Maca (Lepidium Meyenii), also known as pepperweed and Peruvian Ginseng, is a native plant of the Andes Mountains, where it has held a place of cultural significance for thousands of years. It is a herbaceous biennial plant of the crucifer family. This family of plants contains over 3700 species that can be found the world over.
Maca can be found growing 3,800 - 4,800m above sea level, within a narrow, high altitude zone of the Andes Mountains. It is its extreme frost tolerance that allows it to thrive in such a harsh environment.

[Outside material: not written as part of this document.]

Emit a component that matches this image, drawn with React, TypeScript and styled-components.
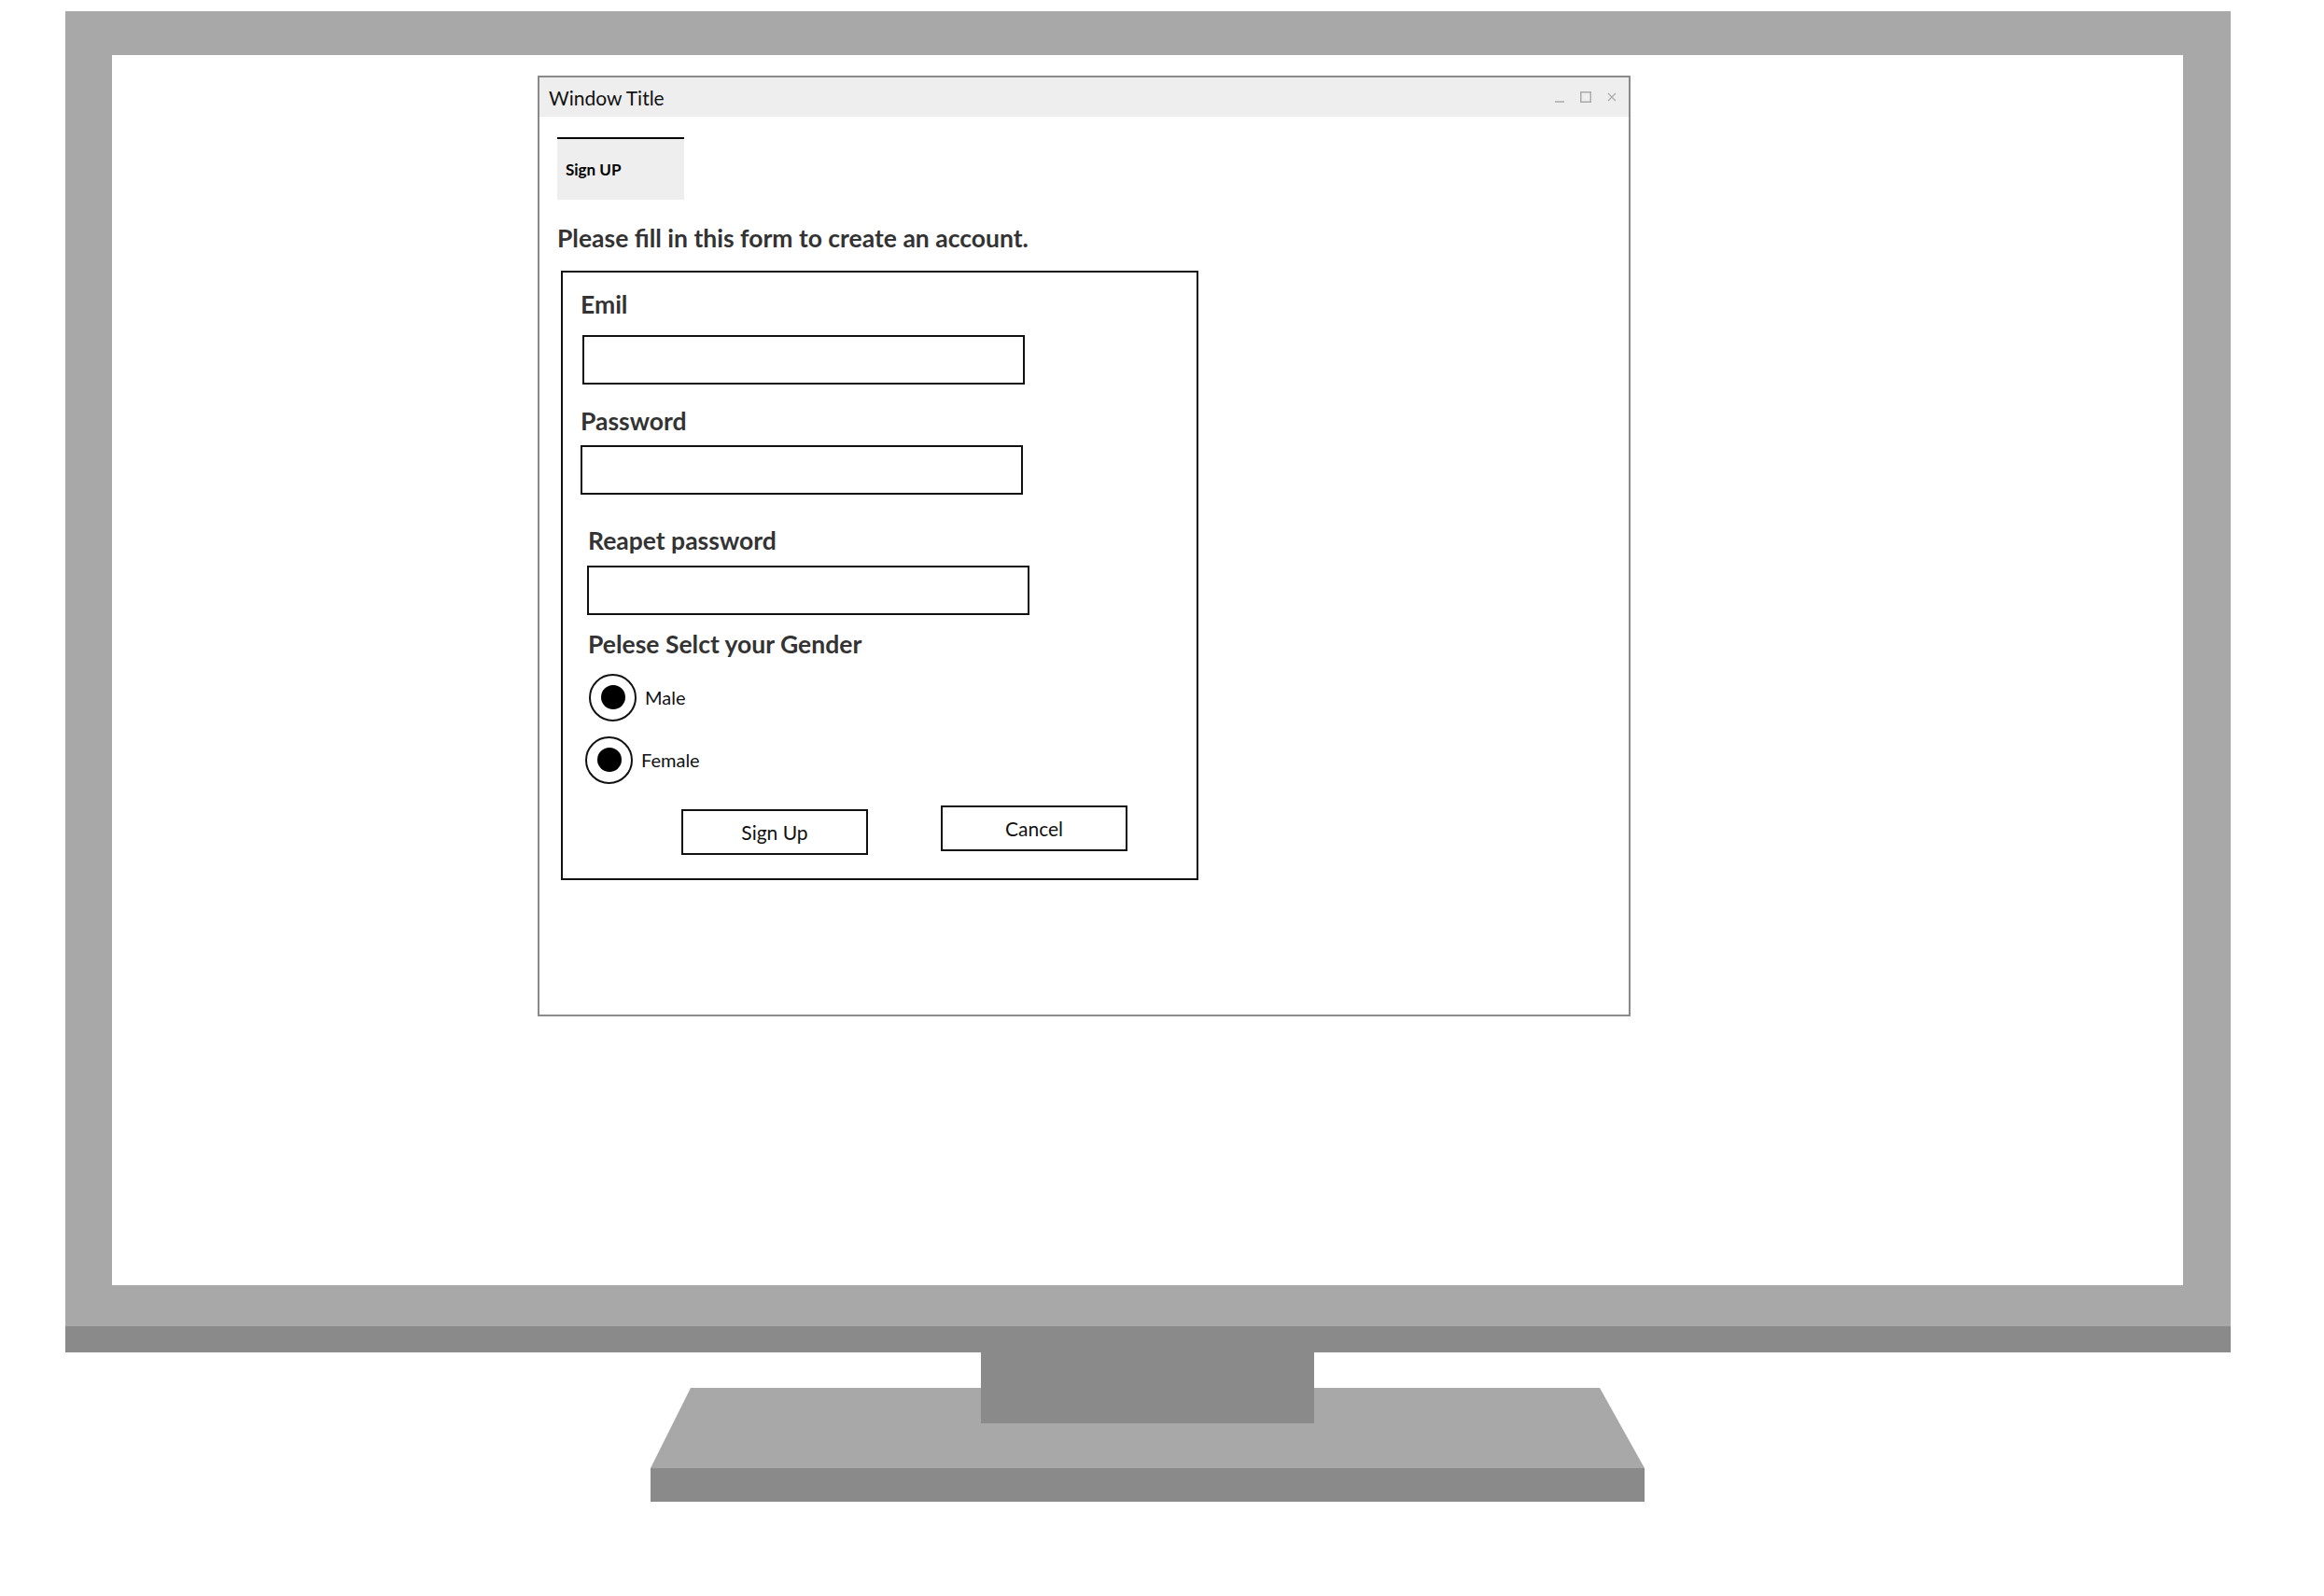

The growth habits, size and proportions of maca have been described as akin to that of a turnip. The main growth of the plant happens underground, where its prized roots develop. Above ground, maca develops a plethora of thin, shoot like leaves that crawl along the ground. These leaves can grow up to about 20cm long, developing in a rosette, with the outside leaves being replaced as they die by new leaves from the center.
Due to the harsh location of its native growth, maca often relies on self pollination to reproduce. Its central raceme produces a few off white flowers which eventually turn into fruit, containing 2 seeds each. Due to the short photoperiod it is exposed to in the Andes, the entire life cycle of maca can take a longer time to complete. However, under optimal conditions maca can complete its life cycle within a year, leading some to consider or believe it should be classed as an annual plant.
It is the root that is harvested for its active properties. This root tends to be triangular in shape, but can vary largely plant to plant. It can also come in a variety of colours, including gold, cream, green, black, red or purple. These colours are due to varying phenotypes and are a good indication of the effects in can have on the human body. For example, cream maca roots, which are very popular in Peru, are though to be much sweeter and grow larger; whereas darker, black maca roots are thought to be best for increasing stamina and energy, but taste quite bitter. Red maca is beginning to increase in popularity as it has been clinically shown to reduce the size of the prostate in rats.
The benefits of maca can be gained from eating both fresh and dried root, but dried is more common as it allows for easy storage and distribution to the wider world market.